More im­por­tant, Ige said, the shelters have pro­posed more than dou­bling the num­ber of peo­ple they place into per­ma­nent hous­ing — to 6,200 from about 3,000. “This re­ally em­pha­sizes our fo­cus on col­lab­o­rat­ing with our part­ners, en­sur­ing that we are more ef­fi­cient and ef­fec­tive in the way we struc­ture con­tracts,” Ige said out­side the Fam­ily As­sess­ment Cen­ter, which opened in the af­ter­math of the 2015 Kakaako home­less cri­sis, which peaked with more than 300 peo­ple liv­ing in en­camp­ments there. “It’s ap­pro­pri­ate that we’re here in Kakaako to make this an­nounce­ment,” Ige said.

Ige said 290 peo­ple from the orig­i­nal en­camp­ment have been placed into per­ma­nent hous­ing. The Fam­ily As­sess­ment Cen­ter this week alone found per­ma­nent homes for 10 peo­ple among three fam­i­lies.

“As you know,” Ige said, “in the last 12 months we’ve touched the lives of more than 5,000 mem­bers of our com­mu­nity and … placed more than 3,000 into per­ma­nent hous­ing.”

The new shel­ter rules re­quire more sleep­ing space and ad­di­tional toi­lets to im­prove liv­ing con­di­tions for home­less clients, but there could still be changes made to the new stan­dards, said Scott Mor­ishige, the state’s home­less­ness co­or­di­na­tor. In the mean­time, Mor­ishige said De­part­ment of Hu­man Ser­vices of­fi­cials will work with shelters to come up with com­mon-sense ways of com­ply­ing over the next sev­eral months.

“It re­ally is about flex­i­bil­ity,” Mor­ishige said.

“We were lis­ten­ing,” Ige said. “It re­ally is that give-and-take. We know that we can­not de­feat home­less­ness by our­selves.
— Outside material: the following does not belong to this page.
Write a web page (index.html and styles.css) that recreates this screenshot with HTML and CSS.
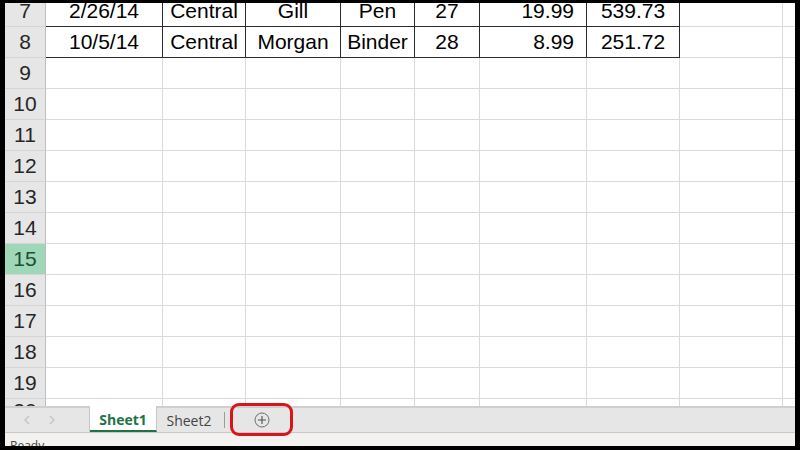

When we work to­gether we can do great things. This con­tract will re­ally help us move for­ward.” The changes mean that the state’s largest home­less shel­ter, the In­sti­tute for Hu­man Ser­vices, will lose beds for 64 peo­ple.
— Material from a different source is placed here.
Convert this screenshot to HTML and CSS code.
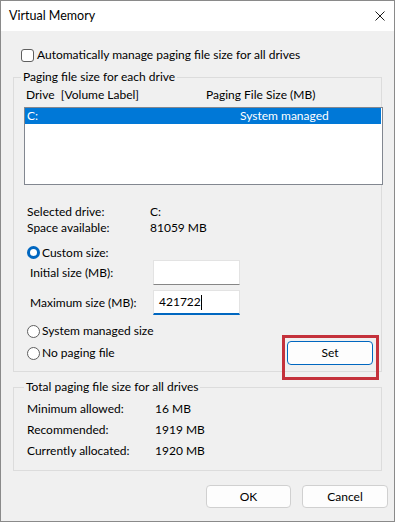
FILE: index.html
```html
<html>
<head>
<meta http-equiv="Content-Type" content="text/html; charset=UTF-8">
<link rel="stylesheet" href="styles.css">
</head>
<body>
<div class="window">
<div class="titlebar">
    <span class="title">Virtual Memory</span>
    <svg class="close" viewBox="0 0 10 10"><path d="M0.5 0.5 L9.5 9.5 M9.5 0.5 L0.5 9.5" stroke="#1a1a1a" stroke-width="1" fill="none"/></svg>
</div>
<div class="content">
    <div class="auto-row"><span class="checkbox"></span><span>Automatically manage paging file size for all drives</span></div>

    <fieldset class="group drives">
        <legend>Paging file size for each drive</legend>
        <div class="list-head"><span class="col-drive">Drive&nbsp; [Volume Label]</span><span>Paging File Size (MB)</span></div>
        <div class="listbox">
            <div class="list-row selected"><span class="col-drive">C:</span><span>System managed</span></div>
        </div>

        <div class="info">
            <div class="info-row"><span class="info-label">Selected drive:</span><span>C:</span></div>
            <div class="info-row"><span class="info-label">Space available:</span><span>81059 MB</span></div>
        </div>

        <div class="radio-row custom"><span class="radio checked"></span><span>Custom size:</span></div>
        <div class="size-row"><span class="size-label">Initial size (MB):</span><span class="field"></span></div>
        <div class="size-row second"><span class="size-label">Maximum size (MB):</span><span class="field focused">421722<span class="caret"></span></span></div>

        <div class="radio-row managed"><span class="radio"></span><span>System managed size</span></div>
        <div class="nopage-row">
            <div class="radio-row"><span class="radio"></span><span>No paging file</span></div>
            <div class="set-wrap"><div class="btn set">Set</div></div>
        </div>
    </fieldset>

    <fieldset class="group totals">
        <legend>Total paging file size for all drives</legend>
        <div class="total-row"><span class="total-label">Minimum allowed:</span><span>16 MB</span></div>
        <div class="total-row"><span class="total-label">Recommended:</span><span>1919 MB</span></div>
        <div class="total-row"><span class="total-label">Currently allocated:</span><span>1920 MB</span></div>
    </fieldset>

    <div class="buttons">
        <div class="btn ok">OK</div>
        <div class="btn cancel">Cancel</div>
    </div>
</div>
</div>
</body>
</html>
```

FILE: styles.css
```css
body {
    margin: 0;
    font-family: Lato, "Noto Sans", sans-serif;
    font-size: 12px;
    line-height: 16px;
    color: #000;
    background: #fff;
}

/* dialog frame */
.window {
    width: 395px;
    height: 522px;
    box-sizing: border-box;
    border: 1px solid #8a8a8a;
    background: #f0f0f0;
}
.titlebar {
    height: 30px;
    background: #fff;
    display: flex;
    align-items: center;
    justify-content: space-between;
    padding: 0 9px 0 8px;
}
.title {
    font-size: 12.5px;
}
.close {
    width: 10px;
    height: 10px;
}

.content {
    padding: 16px 6px 0 12px;
}

.auto-row {
    display: flex;
    align-items: center;
    gap: 3px;
    height: 16px;
    padding-left: 8px;
}
.checkbox {
    width: 13px;
    height: 13px;
    box-sizing: border-box;
    border: 1px solid #5f5f5f;
    border-radius: 3px;
    background: #fff;
}

/* group boxes */
.group {
    margin: 6px 6px 0 0;
    border: 1px solid #dcdcdc;
    min-width: 0;
}
.group legend {
    padding: 0 2px;
    margin-left: -3px;
}
.drives {
    padding: 2px 0 6px 10px;
}
.totals {
    margin-top: 7px;
    padding: 3px 0 9px 13px;
}

/* drive list */
.list-head {
    display: flex;
    padding-left: 2px;
}
.list-head .col-drive {
    width: 180px;
}
.listbox {
    margin-top: 4px;
    width: 359px;
    height: 78px;
    box-sizing: border-box;
    border: 1px solid #828790;
    background: #fff;
    padding-right: 1px;
}
.list-row {
    display: flex;
    height: 16px;
    padding-left: 2px;
}
.list-row .col-drive {
    width: 213px;
}
.list-row.selected {
    background: #0078d7;
    color: #fff;
}

.info {
    margin-top: 19px;
    padding-left: 3px;
}
.info-row {
    display: flex;
    height: 16px;
}
.info-label {
    width: 123px;
}

/* radios */
.radio-row {
    display: flex;
    align-items: center;
    gap: 2px;
    height: 16px;
    padding-left: 3px;
}
.radio {
    width: 13px;
    height: 13px;
    box-sizing: border-box;
    border: 1px solid #5f5f5f;
    border-radius: 50%;
    background: #fff;
}
.radio.checked {
    border: 3px solid #0067c0;
}
.radio-row.custom {
    margin-top: 9px;
    height: 15px;
}
.radio-row.managed {
    margin-top: 8px;
}

/* size inputs */
.size-row {
    display: flex;
    align-items: center;
    padding-left: 6px;
}
.size-row.second {
    margin-top: 5px;
}
.size-label {
    width: 123px;
}
.field {
    width: 87px;
    height: 25px;
    box-sizing: border-box;
    background: #fff;
    border: 1px solid #e3e3e3;
    border-bottom-color: #868686;
    padding-left: 5px;
    display: flex;
    align-items: center;
}
.field.focused {
    border-bottom: 2px solid #0067c0;
}
.caret {
    width: 1px;
    height: 15px;
    background: #000;
}

.nopage-row {
    display: flex;
    align-items: center;
    justify-content: space-between;
    margin-top: 2px;
    height: 24px;
}

/* buttons */
.btn {
    box-sizing: border-box;
    height: 23px;
    border: 1px solid #d0d0d0;
    border-radius: 4px;
    background: #fdfdfd;
    display: flex;
    align-items: center;
    justify-content: center;
}
.set-wrap {
    position: relative;
    margin-right: 8px;
}
.btn.set {
    width: 86px;
    height: 24px;
    border-color: #0067c0;
}
/* red highlight drawn over the dialog */
.set-wrap::after {
    content: "";
    position: absolute;
    top: -6px;
    left: -5px;
    right: -6px;
    bottom: -15px;
    border: 3px solid #c4313b;
}

.total-row {
    display: flex;
    height: 21px;
    align-items: center;
}
.total-label {
    width: 128px;
}

.buttons {
    display: flex;
    justify-content: flex-end;
    gap: 11px;
    margin-top: 14px;
}
.btn.ok {
    width: 85px;
}
.btn.cancel {
    width: 86px;
}
```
But IHS was al­lowed to con­tinue us­ing floor mats at its men’s shel­ter hous­ing se­verely men­tally ill clients, who sleep each night on the din­ing room floor.
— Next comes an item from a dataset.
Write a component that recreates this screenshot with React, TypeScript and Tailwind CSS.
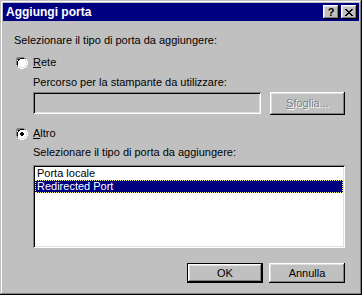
import React from "react";

const raised =
  "shadow-[inset_-1px_-1px_#000,inset_1px_1px_#fff,inset_-2px_-2px_#808080,inset_2px_2px_#dfdfdf]";
const sunken =
  "shadow-[inset_1px_1px_#808080,inset_-1px_-1px_#fff,inset_2px_2px_#000,inset_-2px_-2px_#dfdfdf]";

function Radio({ checked }: { checked?: boolean }) {
  return (
    <svg width="12" height="12" viewBox="0 0 12 12" className="shrink-0">
      {/* outer dark gray (top-left) */}
      <path d="M4 0h4v1h2v1h1v2h1v4h-1v2h-1v1h-2v1h-4v-1h-2v-1h-1v-2h-1v-4h1v-2h1v-1h2z" fill="#fff" />
      <path d="M4 0h4v1h2v1h-2v-1h-4v1h-2v1h-1v2h-1v-4h1v-2h1v-1h2z M0 4h1v4h-1z M1 8h1v2h-1z" fill="#808080" />
      <path d="M4 1h4v1h-4v1h-1v1h-1v4h-1v-4h1v-2h2z M2 2h1v1h-1z" fill="#000" />
      <path d="M10 2h1v2h-1z M11 4h1v4h-1z M10 8h1v2h-1z M8 10h2v1h-2z M4 11h4v1h-4z M2 10h2v1h-2z" fill="#fff" />
      <path d="M9 2h1v2h-1z M10 4h1v4h-1z M9 8h1v2h-1z M8 9h1v1h-1z M4 10h4v1h-4z M3 9h1v1h-1z" fill="#dfdfdf" />
      {checked && <path d="M5 4h2v1h1v2h-1v1h-2v-1h-1v-2h1z" fill="#000" />}
    </svg>
  );
}

export default function App() {
  return (
    <div
      className="w-[362px] h-[295px] bg-[#c0c0c0] p-[3px] flex flex-col text-[11px] leading-[13px] text-black shadow-[inset_-1px_-1px_#000,inset_1px_1px_#c0c0c0,inset_-2px_-2px_#808080,inset_2px_2px_#fff]"
      style={{ fontFamily: '"Liberation Sans", Arial, sans-serif' }}
    >
      {/* Title bar */}
      <div className="h-[18px] bg-[#000080] flex items-center pl-[3px] pr-[2px]">
        <span className="text-white font-bold text-[12px] leading-[14px] flex-1">Aggiungi porta</span>
        <div className="flex gap-[2px]">
          <div className={`w-[16px] h-[14px] bg-[#c0c0c0] ${raised} flex items-center justify-center`}>
            <span className="font-bold text-[11px] leading-[11px] text-black">?</span>
          </div>
          <div className={`w-[16px] h-[14px] bg-[#c0c0c0] ${raised} flex items-center justify-center`}>
            <svg width="8" height="7" viewBox="0 0 8 7">
              <path d="M0 0h2v1h1v1h2v-1h1v-1h2v1h-1v1h-1v1h-1v1h1v1h1v1h1v1h-2v-1h-1v-1h-2v1h-1v1h-2v-1h1v-1h1v-1h1v-1h-1v-1h-1v-1h-1z" fill="#000" />
            </svg>
          </div>
        </div>
      </div>

      {/* Body */}
      <div className="flex-1 flex flex-col pl-[11px] pr-[14px]">
        <div className="mt-[13px]">Selezionare il tipo di porta da aggiungere:</div>

        <div className="mt-[9px] flex items-center h-[13px] pl-[2px]">
          <Radio />
          <span className="ml-[5px]">
            <span className="underline">R</span>ete
          </span>
        </div>

        <div className="mt-[7px] ml-[19px]">Percorso per la stampante da utilizzare:</div>

        <div className="mt-[3px] ml-[19px] flex items-start">
          <div className={`w-[228px] h-[22px] bg-[#c0c0c0] ${sunken}`} />
          <div
            className={`ml-[9px] w-[75px] h-[23px] bg-[#c0c0c0] ${raised} flex items-center justify-center text-[#808080] [text-shadow:1px_1px_#fff]`}
          >
            <span>
              <span className="underline">S</span>foglia...
            </span>
          </div>
        </div>

        <div className="mt-[12px] flex items-center h-[13px] pl-[2px]">
          <Radio checked />
          <span className="ml-[5px]">
            <span className="underline">A</span>ltro
          </span>
        </div>

        <div className="mt-[6px] ml-[19px]">Selezionare il tipo di porta da aggiungere:</div>

        <div className={`mt-[6px] ml-[19px] h-[83px] bg-white ${sunken} p-[2px]`}>
          <div className="h-[13px] pl-[2px] leading-[13px]">Porta locale</div>
          <div className="h-[13px] bg-[#000080] text-white border border-dotted border-[#ffff7f] pl-[1px] leading-[11px]">
            Redirected Port
          </div>
        </div>

        <div className="mt-[15px] flex justify-end gap-[6px]">
          <div className="w-[76px] h-[20px] bg-[#c0c0c0] border border-black flex">
            <div className={`flex-1 ${raised} flex items-center justify-center`}>OK</div>
          </div>
          <div className={`w-[76px] h-[20px] bg-[#c0c0c0] ${raised} flex items-center justify-center`}>
            Annulla
          </div>
        </div>
      </div>
    </div>
  );
}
“We still have beds, that’s the good news,” IHS spokesman Kimo Car­valho said. “Ba­si­cally, we can still ac­com­mo­date 326 peo­ple across both those (men’s and women’s) shelters.” At the same time, IHS has added another 136 beds since 2014 at small, spe­cialty shelters on Oahu aimed at med­i­cally frag­ile pa­tients, vet­er­ans and peo­ple with psy­chi­atric and sub­stance prob­lems. “There’s im­pact,” Car­valho said. “If beds are lost else­where, there’s more de­mand on our end that we have to meet.”

Late last year, as the new rules be­gan to take shape, IHS was among the shelters that com­plained “we were be­ing given a forced, un­funded man­date. No one came here and toured our shel­ter. No one came here and talked to us,” Car­valho said. “We def­i­nitely wanted to voice our con­cerns that there’s un­in­tended con­se­quences across the sys­tem. They did lis­ten to us.”

“At the same time,” Car­valho said, “we com­pletely sup­port the state in their goals, which is to move more peo­ple into per­ma­nent hous­ing. Stop look­ing at beds and ask providers, ‘How many peo­ple are you hous­ing?’”


Gov. David Ige spoke dur­ing a news con­fer­ence Thurs­day out­side the Fam­ily As­sess­ment Cen­ter in Kakaako. Ige, De­part­ment of Hu­man Ser­vices Di­rec­tor Pankaj Bhanot and the state’s home­less­ness co­or­di­na­tor, Scott Mor­ishige, dis­cussed new shel­ter con­tracts that some shel­ter oper­a­tors say will force them to elim­i­nate beds.